Jakarta, Swa News – Penundaan pameran tunggal seniman Yos Suprapto di Galeri Nasional memicu kontroversi besar di dunia seni Indonesia.
Beberapa karya seni yang direncanakan ditampilkan disebut mendapat tekanan untuk disensor atau diturunkan. Langkah ini memunculkan kritik tajam terhadap pemerintah, yang dinilai gagal melindungi kebebasan berekspresi.
Pameran bertajuk “Refleksi Wajah Bangsa” sedianya akan berlangsung pada 19 Desember 2024. Namun, beberapa hari sebelum pembukaan, pihak Galeri Nasional meminta Yos Suprapto untuk menyensor sejumlah karyanya yang dianggap “terlalu kontroversial.”
Hal ini kemudian memicu kurator pameran, Suwarno Wisetrotomo, untuk mengundurkan diri karena perbedaan pandangan.
Menanggapi tekanan tersebut, Yos Suprapto mengambil keputusan tegas. Ia menarik seluruh karyanya dari galeri dan membatalkan pameran tersebut.
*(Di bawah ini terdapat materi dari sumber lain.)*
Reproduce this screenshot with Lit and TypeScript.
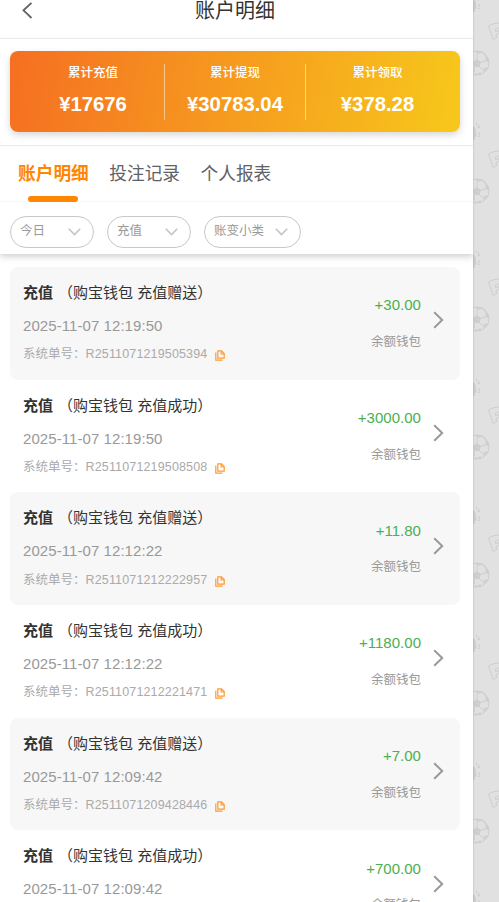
import { LitElement, html, css, svg } from "lit";
import { customElement } from "lit/decorators.js";

interface Entry { note: string; time: string; id: string; amount: string; }

const totals = [
  { label: "累计充值", value: "¥17676" },
  { label: "累计提现", value: "¥30783.04" },
  { label: "累计领取", value: "¥378.28" },
];
const tabs = ["账户明细", "投注记录", "个人报表"];
const filters = ["今日", "充值", "账变小类"];
const entries: Entry[] = [
  { note: "充值赠送", time: "2025-11-07 12:19:50", id: "R2511071219505394", amount: "+30.00" },
  { note: "充值成功", time: "2025-11-07 12:19:50", id: "R2511071219508508", amount: "+3000.00" },
  { note: "充值赠送", time: "2025-11-07 12:12:22", id: "R2511071212222957", amount: "+11.80" },
  { note: "充值成功", time: "2025-11-07 12:12:22", id: "R2511071212221471", amount: "+1180.00" },
  { note: "充值赠送", time: "2025-11-07 12:09:42", id: "R2511071209428446", amount: "+7.00" },
  { note: "充值成功", time: "2025-11-07 12:09:42", id: "", amount: "+700.00" },
];

const tiles = [0, 1, 2, 3, 4, 5, 6, 7];

@customElement("app-root")
export class AppRoot extends LitElement {
  static styles = css`
    :host {
      display: flex; height: 902px; overflow: hidden; background: #e1e1e1;
      font-family: "Liberation Sans", "Noto Sans CJK SC", sans-serif;
    }
    * { box-sizing: border-box; }
    svg { display: block; flex: none; }
    .page { width: 473px; flex: none; height: 902px; overflow: hidden; background: #fff; box-shadow: 0 0 2px rgba(0,0,0,.22); z-index: 1; }
    .side { width: 26px; flex: none; }
    .header {
      height: 39px; border-bottom: 1px solid #ebebeb; display: grid;
      grid-template-columns: 60px 1fr 63px; align-items: start;
    }
    .back { margin: 2px 0 0 22px; }
    .title { text-align: center; font-size: 20px; line-height: 22px; color: #333; }
    .summary { padding: 12px 13px 13px 10px; border-bottom: 1px solid #ebebeb; height: 107px; }
    .card {
      height: 81px; border-radius: 8px; display: grid; padding: 13px 11px 12px 13px; grid-template-columns: 142px 141px 1fr;
      background: linear-gradient(100deg, #f56f22, #f7c81b); color: #fff; text-align: center;
      box-shadow: 0 3px 7px rgba(0,0,0,.16);
    }
    .total { border-right: 1px solid rgba(255,255,255,.5); }
    .total:first-child { padding-right: 1px; }
    .total:last-child { border-right: 0; }
    .total-label { font-size: 12.5px; line-height: 18px; font-weight: 500; }
    .total-value { font-size: 20.3px; line-height: 24px; font-weight: 700; margin-top: 10px; }
    .tabs { display: flex; gap: 20.5px; height: 56px; padding: 0 18px; border-bottom: 1px solid #f7f7f7; }
    .tab {
      font-size: 17.7px; line-height: 56px; color: #606266; height: 56px;
      display: flex; flex-direction: column; align-items: center;
    }
    .tab.active { color: #ff8600; font-weight: 700; }
    .bar { width: 50px; height: 6px; border-radius: 3px; background: #ff8600; margin-top: -6px; flex: none; }
    .filters { display: flex; gap: 13px; height: 52px; padding: 14px 10px 0; box-shadow: 0 2px 7px rgba(0,0,0,.22); clip-path: inset(0 0 -14px 0); }
    .pill {
      height: 32px; border: 1px solid #c8c8c8; border-radius: 16px; padding: 0 12px 0 9px; min-width: 84px;
      display: flex; justify-content: space-between; align-items: center; gap: 11px;
      font-size: 12.5px; color: #999;
    }
    .pill-text { line-height: 18px; margin-top: -3px; }
    .list { padding: 13px 13px 0 10px; }
    .entry {
      height: 112.7px; border-radius: 8px; padding: 0 16px 0 13px; display: flex;
    }
    .entry:nth-child(odd) { background: #f7f7f7; }
    .info { flex: 1; padding-top: 15px; }
    .name { font-size: 15px; line-height: 22px; color: #333; white-space: pre; }
    .kind { font-weight: 700; margin-right: 5px; }
    .time { font-size: 15px; line-height: 20px; margin-top: 12px; color: #999; letter-spacing: .07px; }
    .serial { font-size: 12.5px; line-height: 18px; margin-top: 9.300px; height: 18px; color: #aaa; display: flex; align-items: center; }
    .code { letter-spacing: .15px; }
    .copy { margin: 3px 0 0 7.500px; }
    .result { text-align: right; padding-top: 28.400px; }
    .amount { font-size: 15px; line-height: 20px; color: #4caf50; letter-spacing: .03px; }
    .wallet { font-size: 12.5px; line-height: 18px; margin-top: 17.600px; color: #999; }
    .go { margin: 44.300px 0 0 12px; }
  `;

  private tile(i: number) {
    return svg`<g transform=${`translate(0 ${i * 128})`} fill="none" stroke="#cecece" stroke-width="1">
      <circle cx="4" cy="63" r="12"/>
      <path d="M4 59l4 3-1.600 5H1.200L0 62z M2 51.500l3 2.500 5-1.500-4-1.500z M12 57l1 4 3 2-.7-5z M11 68l-1 4 2-1 3-4z M1 72l3 2 4-2 0 2-5 1z" fill="#cecece" stroke="none"/>
      <path d="M4 59v-5M8 62l5-1M6.400 67l4 3M1.200 67L1 72M10 52l3 5"/>
      <path d="M15.500 26q4-3 13.500-3v4l-7 2 .5 2.500 3.500-1v3l-3 1 .5 3-3.500 2q-1.500-6-4-11.500z"/>
      <path d="M0-2l2 3 1 7-3 3" fill="#cecece"/>
      <path d="M3-5l1 2M6-3l-1 2M5 0l2-1M6 4v3M5 9l2-1M1 12l1-2" stroke-width="1.300"/>
    </g>`;
  }

  render() {
    return html`
      <main class="page">
        <header class="header">
          <svg class="back" width="11" height="17" viewBox="0 0 11 17" fill="none" stroke="#606266" stroke-width="1.8"><path d="M9.500 .8 1.500 8.300l8 7.700"/></svg>
          <div class="title">账户明细</div>
        </header>
        <section class="summary">
          <div class="card">
            ${totals.map((t) => html`<div class="total"><div class="total-label">${t.label}</div><div class="total-value">${t.value}</div></div>`)}
          </div>
        </section>
        <nav class="tabs">
          ${tabs.map((t, i) => html`<div class="tab ${i === 0 ? "active" : ""}">${t}${i === 0 ? html`<div class="bar"></div>` : ""}</div>`)}
        </nav>
        <div class="filters">
          ${filters.map((f) => html`<div class="pill"><span class="pill-text">${f}</span>
            <svg width="13" height="8" viewBox="0 0 13 8" fill="none" stroke="#c4c4c4" stroke-width="1.600"><path d="M.8 .8l5.700 5.700L12.200 .8"/></svg></div>`)}
        </div>
        <section class="list">
          ${entries.map((e) => html`<article class="entry">
            <div class="info">
              <div class="name"><span class="kind">充值</span>（购宝钱包 ${e.note}）</div>
              <div class="time">${e.time}</div>
              ${e.id ? html`<div class="serial"><span>系统单号：</span><span class="code">${e.id}</span>
                <svg class="copy" width="10" height="11" viewBox="0 0 10 11" fill="none" stroke="#ff9a2e" stroke-width="1.200"><path d="M2.800 .9h3.700l2.700 2.700v4.600H2.800zM6.200 1v3h3M.8 2.500v7.700h6.700"/></svg>
              </div>` : ""}
            </div>
            <div class="result"><div class="amount">${e.amount}</div><div class="wallet">余额钱包</div></div>
            <svg class="go" width="11" height="18" viewBox="0 0 11 18" fill="none" stroke="#999" stroke-width="2"><path d="M1.200 1.200l8 7.800-8 7.800"/></svg>
          </article>`)}
        </section>
      </main>
      <svg class="side" width="26" height="902" viewBox="0 0 26 902">${tiles.map((i) => this.tile(i))}</svg>
    `;
  }
}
Dalam pernyataannya, ia menyebut bahwa ada kekhawatiran dari pihak tertentu terhadap narasi yang ia sampaikan melalui lukisannya, yang banyak mengangkat kritik sosial dan politik.
Reaksi Publik dan Tokoh Nasional
Kasus ini menjadi sorotan publik dan menuai reaksi keras dari berbagai kalangan. Pengamat militer Connie Rahakundini Bakrie menegaskan bahwa pembredelan seni adalah ancaman serius terhadap demokrasi.
“Jika kebebasan berekspresi terus ditekan seperti ini, Indonesia perlahan akan kehilangan identitas budayanya. Ini lebih dari sekadar seni; ini adalah cerminan dari peradaban bangsa,” ujar Connie dalam sebuah wawancara.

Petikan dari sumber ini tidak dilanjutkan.